Markets. The Dow on Monday rose 98.19 points 0.42%, at 23,531.35. The Nasdaq gained 84.61 points, 1.26%, at 6,823.47. The S&P 500 moved up 17.75 points, 0.70%, at 2,549.69.

The dollar fell to its lowest level since October, and Treasury yields ticked higher. Meanwhile, mortgage rates have fallen to their lowest level in months. The average rate for a 30-year fixed mortgage fell to 4.51%, according to recent data.

Cleveland Fed’s Mester expects higher rates, but sees no urgency. Cleveland Fed President Loretta Mester said the central bank has more flexibility in how it paces future rate increases because inflation appears to be restrained, economic growth is decelerating, and interest rates have moved closer to a neutral setting designed to neither spur nor slow growth.

Fed’s Bostic projects one rate increase in 2019. Atlanta Fed President Raphael Bostic said the central bank should raise interest rates just once this year, but he didn’t say when and added he would keep an open mind about whether more or fewer moves might be needed.

Jim Yong Kim abruptly resigned as president of the World Bank more than three years ahead of schedule. Kristalina Georgieva, the lender’s second in command, will take over as interim president on Feb. 1, the Washington-based bank said in a statement. Kim said he will join a private firm focused on infrastructure investments in developing countries.

Fed nominee Nellie Liang withdraws from consideration.
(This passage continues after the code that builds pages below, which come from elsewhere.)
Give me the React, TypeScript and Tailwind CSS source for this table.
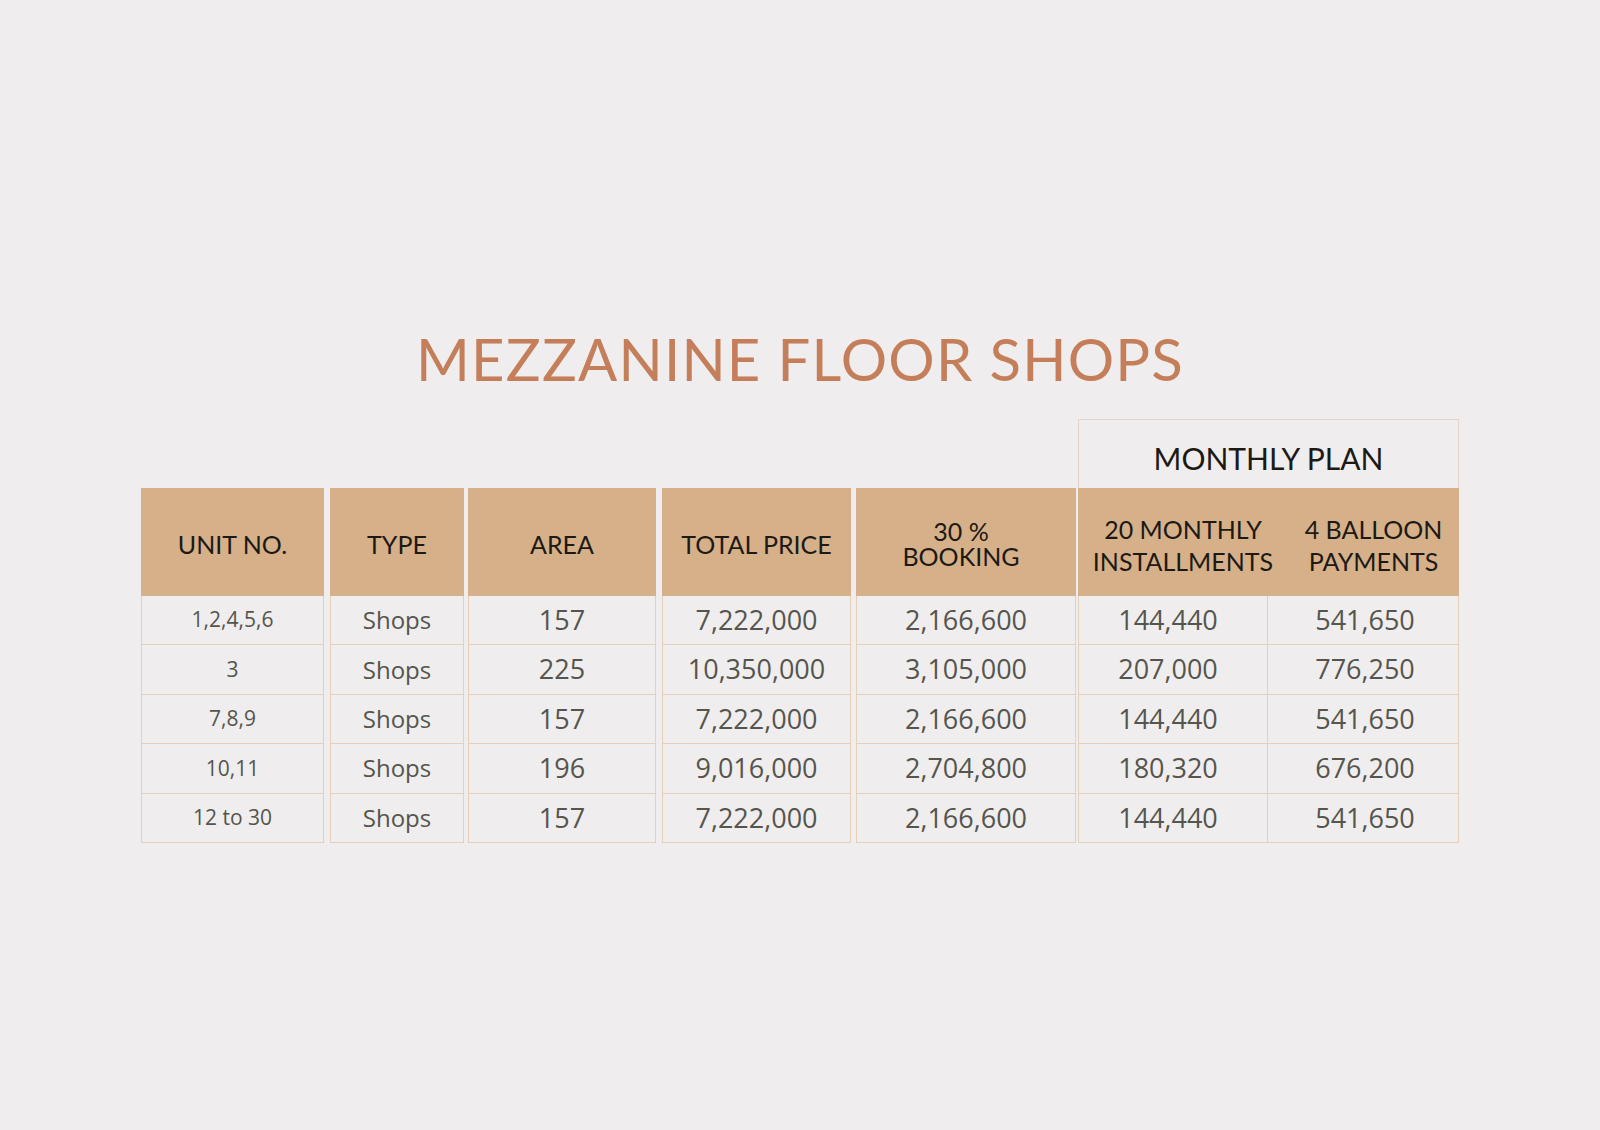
const ROWS = [
  ['1,2,4,5,6', 'Shops', '157', '7,222,000', '2,166,600', '144,440', '541,650'],
  ['3', 'Shops', '225', '10,350,000', '3,105,000', '207,000', '776,250'],
  ['7,8,9', 'Shops', '157', '7,222,000', '2,166,600', '144,440', '541,650'],
  ['10,11', 'Shops', '196', '9,016,000', '2,704,800', '180,320', '676,200'],
  ['12 to 30', 'Shops', '157', '7,222,000', '2,166,600', '144,440', '541,650'],
]

// simple columns (unit, type, area, total, booking)
const COLUMNS = [
  { label: ['UNIT NO.'], width: 'w-[183px]', gap: '', text: 'text-[21px]', head: '' },
  { label: ['TYPE'], width: 'w-[134px]', gap: 'ml-[6px]', text: 'text-[24px]', head: '' },
  { label: ['AREA'], width: 'w-[188px]', gap: 'ml-[4px]', text: 'text-[27px]', head: '' },
  { label: ['TOTAL PRICE'], width: 'w-[189px]', gap: 'ml-[6px]', text: 'text-[27px]', head: '' },
  { label: ['30 %', 'BOOKING'], width: 'w-[220px]', gap: 'ml-[5px]', text: 'text-[27px]', head: 'pr-[10px]' },
]

const headFont = "font-['Lato',sans-serif] text-[#1d1915]"
const dataFont = "font-['Open_Sans',sans-serif] text-[#55554d]"

export default function App() {
  return (
    <div className="flex min-h-[1130px] w-full flex-col items-center bg-[#efedee] pt-[330px]">
      <h1 className="font-['Lato',sans-serif] text-[58px] leading-none tracking-[1.2px] text-[#c47f5a]">
        MEZZANINE FLOOR SHOPS
      </h1>

      <div className="mt-[31px] flex items-end">
        {COLUMNS.map((col, ci) => (
          <div key={ci} className={`flex flex-col ${col.width} ${col.gap}`}>
            <div
              className={`flex h-[108px] items-center justify-center bg-[#d5b089] pt-[4px] text-center text-[25px] leading-[25px] ${headFont} ${col.head}`}
            >
              <p>
                {col.label.map((line, li) => (
                  <span key={line}>
                    {li > 0 && <br />}
                    {line}
                  </span>
                ))}
              </p>
            </div>
            {ROWS.map((row, ri) => (
              <div
                key={ri}
                className={`flex h-[49.4px] items-center justify-center border-x border-b border-[#e4cfba] ${dataFont} ${col.text}`}
              >
                {row[ci]}
              </div>
            ))}
          </div>
        ))}

        {/* monthly plan group */}
        <div className="ml-[2px] flex w-[381px] flex-col">
          <div
            className={`flex h-[69px] items-center justify-center border-x border-t border-[#e3d4c6] pt-[8px] text-[30px] ${headFont}`}
          >
            MONTHLY PLAN
          </div>
          <div
            className={`flex h-[108px] items-center bg-[#d5b089] pt-[6px] text-center text-[25px] leading-[32px] ${headFont}`}
          >
            <p className="w-[210px]">
              20 MONTHLY
              <br />
              INSTALLMENTS
            </p>
            <p className="w-[171px]">
              4 BALLOON
              <br />
              PAYMENTS
            </p>
          </div>
          {ROWS.map((row, ri) => (
            <div key={ri} className={`flex h-[49.4px] text-[27px] ${dataFont}`}>
              <div className="flex w-[190px] items-center justify-center border-x border-b border-[#e4cfba] pr-[10px]">
                {row[5]}
              </div>
              <div className="flex w-[191px] items-center justify-center border-r border-b border-[#e4cfba] pl-[4px]">
                {row[6]}
              </div>
            </div>
          ))}
        </div>
      </div>
    </div>
  )
}
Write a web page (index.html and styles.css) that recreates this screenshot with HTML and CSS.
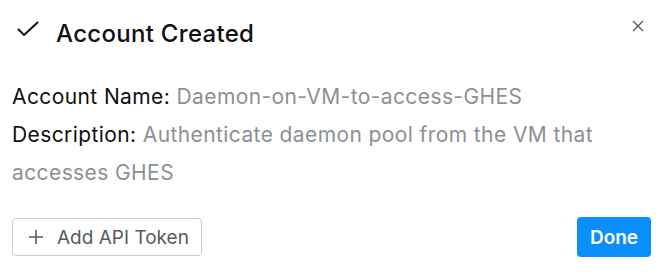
FILE: index.html
```html
<!DOCTYPE html>
<html>
<head>
<meta charset="utf-8">
<link rel="stylesheet" href="styles.css">
</head>
<body>
<div class="dialog">
  <div class="header">
    <svg class="check" width="22" height="16" viewBox="0 0 22 16"><path d="M1.5 8.5 L7 14 L20.5 1.5" fill="none" stroke="#111" stroke-width="2" stroke-linecap="round" stroke-linejoin="round"/></svg>
    <h1 class="title">Account Created</h1>
    <svg class="close" width="12" height="12" viewBox="0 0 12 12"><path d="M1 1 L11 11 M11 1 L1 11" fill="none" stroke="#555b63" stroke-width="1.4"/></svg>
  </div>
  <div class="body">
    <p class="line"><span class="label">Account Name:</span> <span class="value">Daemon-on-VM-to-access-GHES</span></p>
    <p class="line"><span class="label">Description:</span> <span class="value">Authenticate daemon pool from the VM that</span><br><span class="value">accesses GHES</span></p>
  </div>
  <div class="footer">
    <button class="btn btn-secondary"><svg class="plus" width="16" height="16" viewBox="0 0 16 16"><path d="M8 1 V15 M1 8 H15" stroke="#555b63" stroke-width="1.6" fill="none"/></svg>Add API Token</button>
    <button class="btn btn-primary">Done</button>
  </div>
</div>
</body>
</html>
```
FILE: styles.css
```css
html, body {
  margin: 0;
  padding: 0;
  background: #fff;
}
body {
  font-family: Inter, "Noto Sans", sans-serif;
  color: #111;
}
.dialog {
  width: 662px;
  height: 276px;
  box-sizing: border-box;
  padding: 0 11px 0 12px;
  display: flex;
  flex-direction: column;
}
.header {
  display: flex;
  align-items: center;
  height: 66px;
  padding-left: 5px;
}
.check {
  flex: none;
  margin-top: -9px;
}
.title {
  margin: 0 0 0 17px;
  font-size: 24px;
  font-weight: 500;
  letter-spacing: 0.3px;
  flex: 1;
}
.close {
  flex: none;
  margin-right: 7px;
  margin-top: -14px;
}
.body {
  padding-top: 12px;
}
.line {
  margin: 0;
  font-size: 21px;
  line-height: 38px;
  letter-spacing: 0.4px;
  white-space: nowrap;
}
.label {
  color: #111;
}
.value {
  color: #8e8f93;
}
.footer {
  display: flex;
  justify-content: space-between;
  align-items: center;
  margin-top: 25px;
}
.btn {
  font-family: Inter, "Noto Sans", sans-serif;
  font-size: 19px;
  height: 38px;
  border-radius: 4px;
  display: flex;
  align-items: center;
  white-space: nowrap;
  cursor: pointer;
}
.btn-secondary {
  background: #fff;
  border: 1px solid #c9ccd1;
  color: #555b63;
  padding: 0 12px 0 15px;
}
.plus {
  margin-right: 13px;
  flex: none;
}
.btn-primary {
  background: #0a8efc;
  border: none;
  color: #fff;
  font-weight: 600;
  padding: 0;
  height: 40px;
  width: 74px;
  justify-content: center;
}
```
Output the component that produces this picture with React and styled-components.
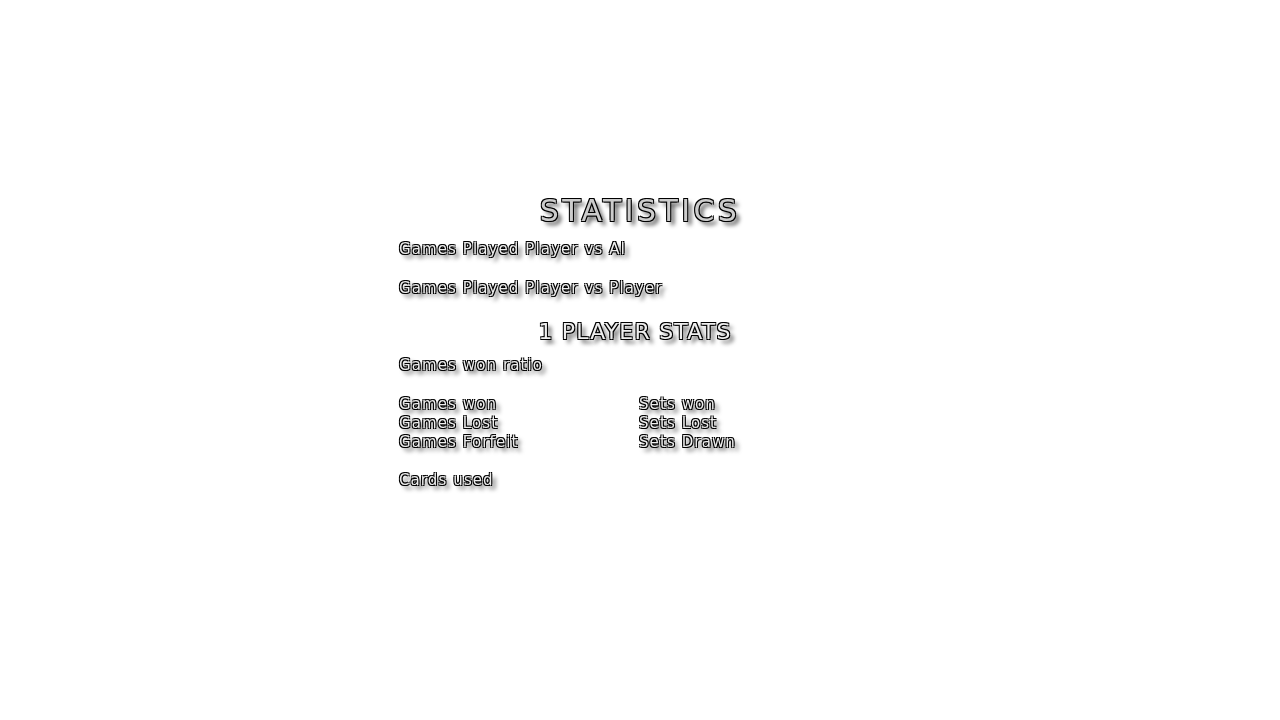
import React from "react";
import styled, { createGlobalStyle } from "styled-components";

const outline =
  "-1px -1px 0 #000, 1px -1px 0 #000, -1px 1px 0 #000, 1px 1px 0 #000, 4px 4px 4px #444";

const GlobalStyle = createGlobalStyle`
  html, body {
    margin: 0;
    background: #fff;
  }
`;

const Page = styled.div`
  height: 720px;
  padding-top: 194px;
  box-sizing: border-box;
  display: flex;
  justify-content: center;
`;

const Panel = styled.main`
  width: 482px;
  color: #eee;
  font-family: "DejaVu Sans", sans-serif;
  font-size: 15px;
  line-height: 19px;
  letter-spacing: 1.1px;
  text-shadow: ${outline};
  will-change: transform;
`;

const Title = styled.h1`
  margin: 0 0 12px;
  font-size: 30px;
  line-height: 34px;
  font-weight: 400;
  letter-spacing: 3.4px;
  text-align: center;
  color: #ccc;
`;

const SubTitle = styled.h2`
  margin: 22px 0 12px;
  padding-right: 10px;
  font-size: 22px;
  line-height: 24px;
  font-weight: 400;
  letter-spacing: 1.2px;
  text-align: center;
`;

const Line = styled.div`
  margin-bottom: 20px;
`;

const Columns = styled.div`
  display: grid;
  grid-template-columns: 240px 240px;
  margin-bottom: 19px;
`;

const Stack = styled.div`
  display: flex;
  flex-direction: column;
`;

export default function App() {
  return (
    <Page>
      <GlobalStyle />
      <Panel>
        <Title>STATISTICS</Title>
        <Line>Games Played Player vs AI</Line>
        <Line>Games Played Player vs Player</Line>
        <SubTitle>1 PLAYER STATS</SubTitle>
        <Line>Games won ratio</Line>
        <Columns>
          <Stack>
            <span>Games won</span>
            <span>Games Lost</span>
            <span>Games Forfeit</span>
          </Stack>
          <Stack>
            <span>Sets won</span>
            <span>Sets Lost</span>
            <span>Sets Drawn</span>
          </Stack>
        </Columns>
        <Line>Cards used</Line>
      </Panel>
    </Page>
  );
}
Nellie Liang, an economist and financial regulation expert nominated by President Trump for a seat on the Federal Reserve’s board of governors, had withdrawn her name from consideration, the White House said Monday. Liang, nominated in September, faced opposition from the banking industry and Senate Republicans sympathetic to Wall Street’s concerns that she favored overly stringent financial rules.